Corporate fraud involves unethical or illegal actions that a company or an individual commits on behalf of the business. This action is usually done to give an undue advantage to the company perpetrating it.
Most corporate fraud cases run into millions of dollars. Typically, the victims of fraud are shareholders, investors, creditors and clients. When discovered, corporate fraud may give rise to legal challenges from various people that have come across defective investment opportunities or products.
Examples of corporate fraud
Someone could be accused of any of these two white-collar crimes.
Falsifying your accounts
If someone fails to provide accurate books of accounts while the business is not doing okay, they may be charged with corporate fraud. Falsifying books of accounts may be seen as an attempt to avoid paying taxes or make the company look profitable in the eyes of investors.

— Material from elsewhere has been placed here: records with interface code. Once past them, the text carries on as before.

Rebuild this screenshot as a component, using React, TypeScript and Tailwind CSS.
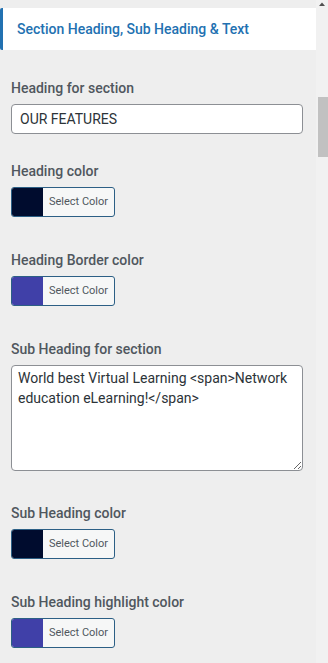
import type { ReactNode } from 'react';

// Customizer-style panel: section header, text fields and color pickers.

function Field({ label, top, children }: { label: string; top: string; children: ReactNode }) {
  return (
    <div className={top}>
      <div className="h-[20px] text-[14px] leading-[20px] font-medium text-[#50575e]">{label}</div>
      <div className="mt-[6px]">{children}</div>
    </div>
  );
}

function ColorButton({ swatch }: { swatch: string }) {
  return (
    <button
      type="button"
      className="flex h-[30px] w-[104px] items-stretch overflow-hidden rounded-[3px] border border-[#2c5f85] bg-[#f6f7f7] p-0"
    >
      <span className="w-[31px] shrink-0" style={{ backgroundColor: swatch }} />
      <span className="flex flex-1 items-center justify-center text-[11px] text-[#50575e]">Select Color</span>
    </button>
  );
}

export default function App() {
  return (
    <div
      className="flex h-[663px] w-[328px] overflow-hidden bg-[#eeeeee]"
      style={{ fontFamily: 'Roboto, "Liberation Sans", sans-serif' }}
    >
      <main className="w-[316px] shrink-0 pt-2">
        <div className="flex h-[42px] items-center rounded-l-[2px] border-l-[3px] border-[#2271b1] bg-white pl-[14px] text-[14px] font-medium text-[#2271b1]">
          Section Heading, Sub Heading &amp; Text
        </div>

        <div className="pr-[13px] pl-[11px]">
          <Field label="Heading for section" top="mt-[28px]">
            <input
              defaultValue="OUR FEATURES"
              className="block h-[30px] w-full rounded-[4px] border border-[#8c8f94] bg-white px-[8px] text-[14px] text-[#2c3338] outline-none"
            />
          </Field>

          <Field label="Heading color" top="mt-[27px]">
            <ColorButton swatch="#000c2e" />
          </Field>

          <Field label="Heading Border color" top="mt-[33px]">
            <ColorButton swatch="#4040a8" />
          </Field>

          <Field label="Sub Heading for section" top="mt-[33px]">
            <textarea
              defaultValue="World best Virtual Learning <span>Network education eLearning!</span>"
              className="block h-[106px] w-full rounded-[4px] border border-[#8c8f94] bg-white px-[6px] py-[2px] text-[14px] leading-[20px] text-[#2c3338] outline-none"
            />
          </Field>

          <Field label="Sub Heading color" top="mt-[32px]">
            <ColorButton swatch="#000c2e" />
          </Field>

          <Field label="Sub Heading highlight color" top="mt-[33px]">
            <ColorButton swatch="#4040a8" />
          </Field>
        </div>
      </main>

      {/* fake scrollbar */}
      <div className="flex w-[12px] flex-col bg-[#f1f1f1]">
        <svg width="12" height="6" viewBox="0 0 12 6" className="mt-px">
          <path d="M3 5 L6 1.5 L9 5 Z" fill="#505050" />
        </svg>
        <div className="mt-[90px] ml-[2px] h-[60px] w-[10px] bg-[#c1c1c1]" />
      </div>
    </div>
  );
}
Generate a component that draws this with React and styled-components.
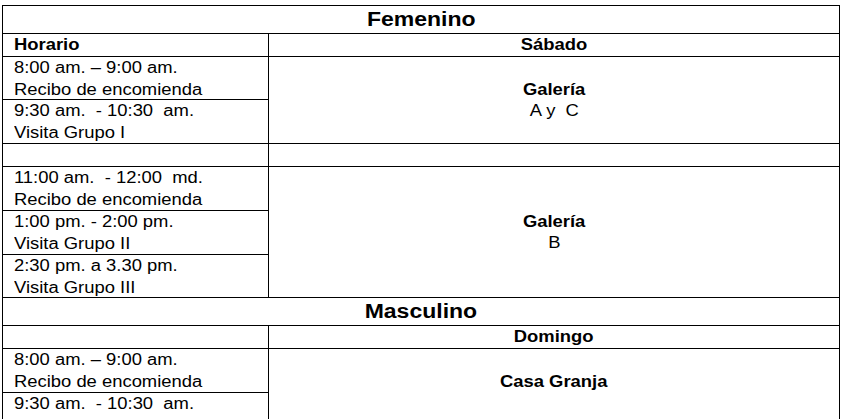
import React from "react";
import styled, { createGlobalStyle } from "styled-components";

const GlobalStyle = createGlobalStyle`
  html, body {
    margin: 0;
    overflow: hidden;
    background: #fff;
  }
  body {
    font-family: "Liberation Sans", Arial, sans-serif;
    color: #000;
  }
`;

const Page = styled.div`
  padding: 5px 0 0 2px;
`;

// the grid gap shows the black background through, so it draws the rules
const Schedule = styled.div`
  display: grid;
  grid-template-columns: 265px 570px;
  grid-template-rows: 27px 22px 42px 43px 22px 43px 43px 42px 27px 22px 43px 43px;
  gap: 1px;
  padding: 1px;
  width: max-content;
  background: #000;
`;

const Cell = styled.div`
  background: #fff;
  display: flex;
  flex-direction: column;
  padding-left: ${(p) => (p.$center ? "0" : "11px")};
  align-items: ${(p) => (p.$center ? "center" : "flex-start")};
  justify-content: ${(p) => (p.$middle ? "center" : "flex-start")};
  grid-row: ${(p) => (p.$span ? `span ${p.$span}` : "auto")};
  grid-column: ${(p) => (p.$full ? "1 / -1" : "auto")};
  overflow: hidden;
`;

const Line = styled.span`
  display: block;
  min-height: 21.5px;
  font-size: ${(p) => (p.$big ? "20px" : "16px")};
  font-weight: ${(p) => (p.$bold ? 700 : 400)};
  line-height: 21.5px;
  white-space: pre;
  transform: scaleX(1.15);
  transform-origin: ${(p) => (p.$center ? "center" : "left")};
`;

const Title = ({ children }) => (
  <Cell $full $center $middle>
    <Line $big $bold $center>
      {children}
    </Line>
  </Cell>
);

const Slot = ({ time, label }) => (
  <Cell>
    <Line>{time}</Line>
    {label && <Line>{label}</Line>}
  </Cell>
);

const Place = ({ span, name, detail }) => (
  <Cell $span={span} $center $middle>
    <Line $bold $center>
      {name}
    </Line>
    <Line $center>{detail}</Line>
  </Cell>
);

export default function App() {
  return (
    <Page>
      <GlobalStyle />
      <Schedule>
        <Title>Femenino</Title>
        <Cell>
          <Line $bold>Horario</Line>
        </Cell>
        <Cell $center>
          <Line $bold $center>
            Sábado
          </Line>
        </Cell>

        <Slot time="8:00 am. – 9:00 am." label="Recibo de encomienda" />
        <Place span={2} name="Galería" detail="A y  C" />
        <Slot time="9:30 am.  - 10:30  am." label="Visita Grupo I" />

        <Cell />
        <Cell />

        <Slot time="11:00 am.  - 12:00  md." label="Recibo de encomienda" />
        <Place span={3} name="Galería" detail="B" />
        <Slot time="1:00 pm. - 2:00 pm." label="Visita Grupo II" />
        <Slot time="2:30 pm. a 3.30 pm." label="Visita Grupo III" />

        <Title>Masculino</Title>
        <Cell />
        <Cell $center>
          <Line $bold $center>
            Domingo
          </Line>
        </Cell>

        <Slot time="8:00 am. – 9:00 am." label="Recibo de encomienda" />
        <Place span={2} name="Casa Granja" detail="" />
        <Slot time="9:30 am.  - 10:30  am." />
      </Schedule>
    </Page>
  );
}
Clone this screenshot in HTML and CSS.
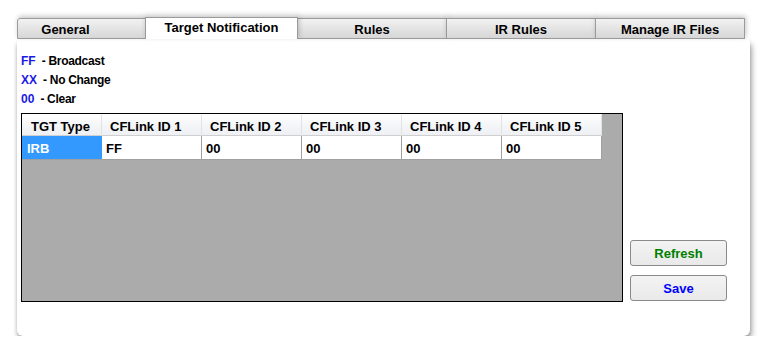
FILE: index.html
```html
<!DOCTYPE html>
<html>
<head>
<meta charset="utf-8">
<link rel="stylesheet" href="styles.css">
</head>
<body>
<div class="window">
  <div class="tabs">
    <div class="tab tab-first">General</div>
    <div class="tab tab-active">Target Notification</div>
    <div class="tab">Rules</div>
    <div class="tab">IR Rules</div>
    <div class="tab">Manage IR Files</div>
  </div>
  <div class="panel">
    <div class="legend">
      <div class="legend-line"><span class="code">FF</span> - Broadcast</div>
      <div class="legend-line"><span class="code">XX</span> - No Change</div>
      <div class="legend-line"><span class="code">00</span> - Clear</div>
    </div>
    <div class="main">
      <div class="grid">
        <div class="row head">
          <div class="cell c0">TGT Type</div>
          <div class="cell">CFLink ID 1</div>
          <div class="cell">CFLink ID 2</div>
          <div class="cell">CFLink ID 3</div>
          <div class="cell">CFLink ID 4</div>
          <div class="cell">CFLink ID 5</div>
        </div>
        <div class="row data">
          <div class="cell c0 sel">IRB</div>
          <div class="cell">FF</div>
          <div class="cell">00</div>
          <div class="cell">00</div>
          <div class="cell">00</div>
          <div class="cell">00</div>
        </div>
      </div>
      <div class="buttons">
        <button class="btn btn-refresh">Refresh</button>
        <button class="btn btn-save">Save</button>
      </div>
    </div>
  </div>
</div>
</body>
</html>
```

FILE: styles.css
```css
* { box-sizing: border-box; }
html, body {
  margin: 0;
  padding: 0;
  background: #ffffff;
}
body {
  font-family: "Liberation Sans", Arial, sans-serif;
  font-size: 13px;
  font-weight: bold;
  color: #000;
}
.window {
  margin: 17px 0 0 17px;
  width: 733px;
}
.tabs {
  display: flex;
  align-items: flex-end;
  height: 22px;
}
.tab {
  width: 150px;
  height: 21px;
  margin-left: -1px;
  border: 1px solid #9a9a9a;
  background: linear-gradient(#f2f2f2, #e4e4e4 50%, #d6d6d6);
  text-align: center;
  line-height: 19px;
  padding-top: 1px;
  font-size: 13px;
  box-shadow: 1px -2px 5px rgba(0,0,0,0.22);
}
.tab-first {
  margin-left: 0;
  width: 129px;
  padding-right: 32px;
  border-top-left-radius: 3px;
}
.tab-active {
  width: 153px;
  height: 22px;
  background: #ffffff;
  border-bottom: none;
  padding-top: 0;
  line-height: 20px;
  position: relative;
  z-index: 1;
}
.panel {
  background: #ffffff;
  height: 297px;
  padding: 13px 0 0 4px;
  border-radius: 0 4px 6px 6px;
  box-shadow: 2px 4px 6px -1px rgba(0,0,0,0.45), -1px 3px 5px -2px rgba(0,0,0,0.3);
}
.legend-line {
  height: 19px;
  line-height: 19px;
  font-size: 12px;
  letter-spacing: -0.3px;
}
.code {
  color: #1a1ae6;
  margin-right: 3px;
  letter-spacing: 0;
}
.main {
  display: flex;
  align-items: flex-end;
  margin-top: 4px;
}
.grid {
  width: 602px;
  height: 189px;
  border: 1px solid #000;
  background: #ababab;
}
.row {
  display: flex;
}
.cell {
  width: 100px;
  flex: none;
}
.c0 { width: 80px; }
.head .cell {
  height: 22px;
  padding: 3px 0 0 8px;
  line-height: 18px;
  background: linear-gradient(#ffffff, #f6f7f9 40%, #eef0f3);
  border-right: 1px solid #e3e3e3;
  border-bottom: 1px solid #cfcfcf;
  border-top: 1px solid #ffffff;
}
.head .c0 { padding-left: 9px; }
.data .cell {
  height: 24px;
  padding: 3px 0 0 4px;
  line-height: 20px;
  background: #ffffff;
  border-right: 1px solid #a0a0a0;
  border-bottom: 1px solid #a0a0a0;
}
.data .sel {
  background: #3399ff;
  color: #ffffff;
  border-right: none;
  border-bottom: 1px solid #a0a0a0;
  padding-left: 5px;
}
.buttons {
  display: flex;
  flex-direction: column;
  gap: 9px;
  margin-left: 7px;
  margin-bottom: 1px;
}
.btn {
  width: 97px;
  height: 26px;
  border: 1px solid #8a8a8a;
  border-radius: 3px;
  background: linear-gradient(#f3f3f3, #e9e9e9);
  font-family: "Liberation Sans", Arial, sans-serif;
  font-size: 13px;
  font-weight: bold;
  padding: 0;
}
.btn-refresh { color: #008000; }
.btn-save { color: #0000ff; }
```
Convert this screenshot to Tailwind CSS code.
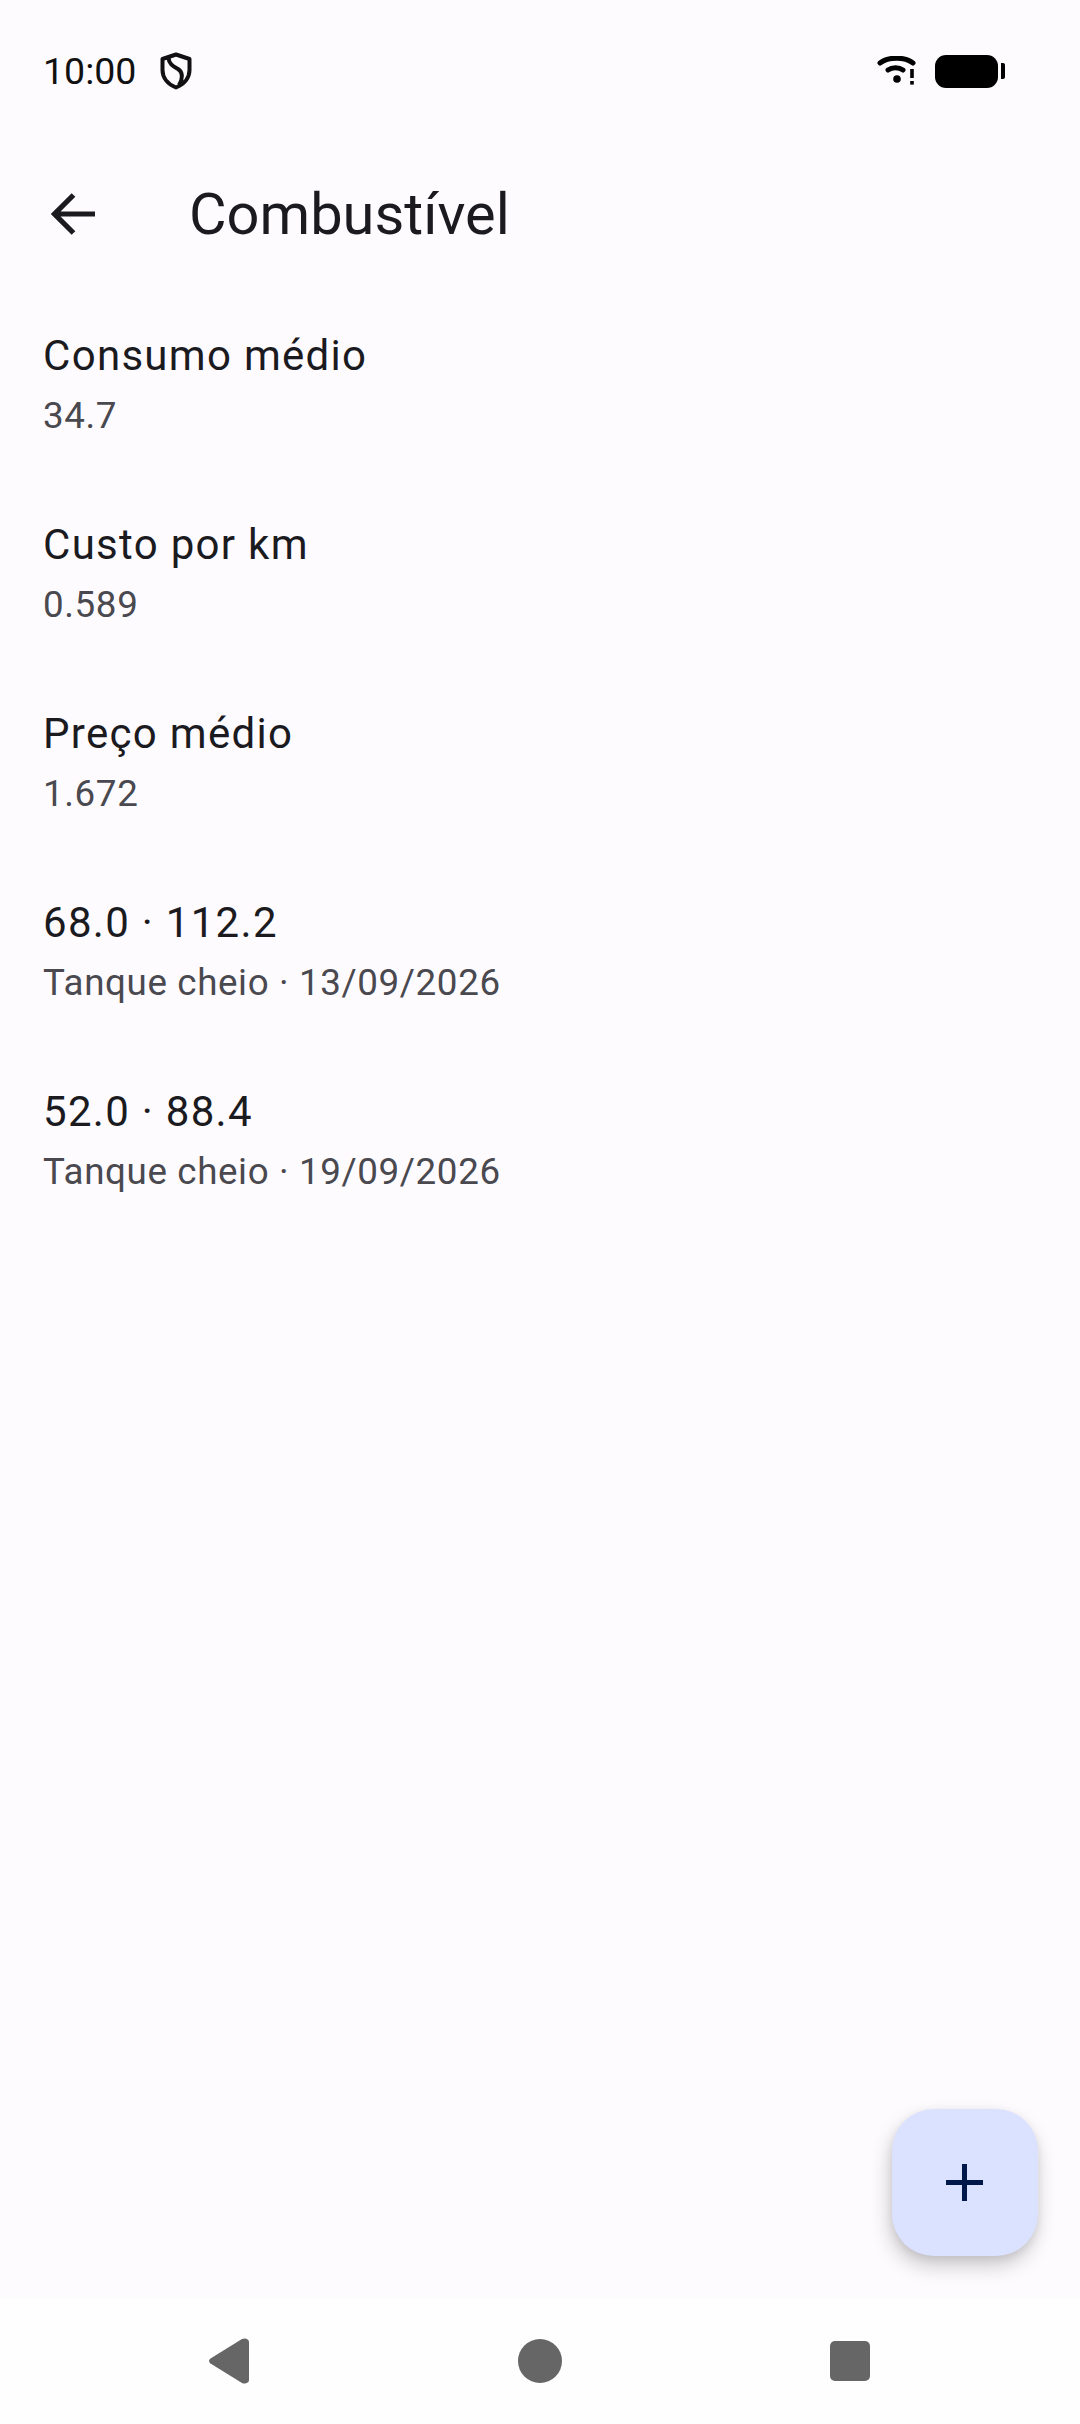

The IRS may detect inaccuracies and an audit is done on the company before you get charged. The Securities and Exchange Commission and local authorities may also investigate suspected fraud cases before taking action.
Hiding issues or defects in products
Someone may be accused of fraud if they hide defects or problems associated with products. For example, as the head of a pharmaceutical company, someone may hide particular side effects or dangers associated with a specific drug the company sells or manufactures. If the product later causes problems for those who use it, you will be charged for failing to reveal all the information about the product. Such cases involve the FBI (Federal Bureau of Investigations) investigating these charges.
What are the consequences of corporate fraud?
Corporate fraud cases cause significant economic consequences for the perpetrator. These results may include decreased investor confidence, damage to the reputation, increased costs of financing and the reduction of the company’s net worth.
The company’s top-level management is usually blamed for the fraud under their guidance. If you are top-level management and found guilty, the penalties may vary according to the extent and subject of the fraud. However, you could serve jail terms of up to 25 years.
Sometimes these crimes give rise to federal charges that may carry a longer jail term. There could also be a form of restitution or fines, depending on the amount for which you are found guilty.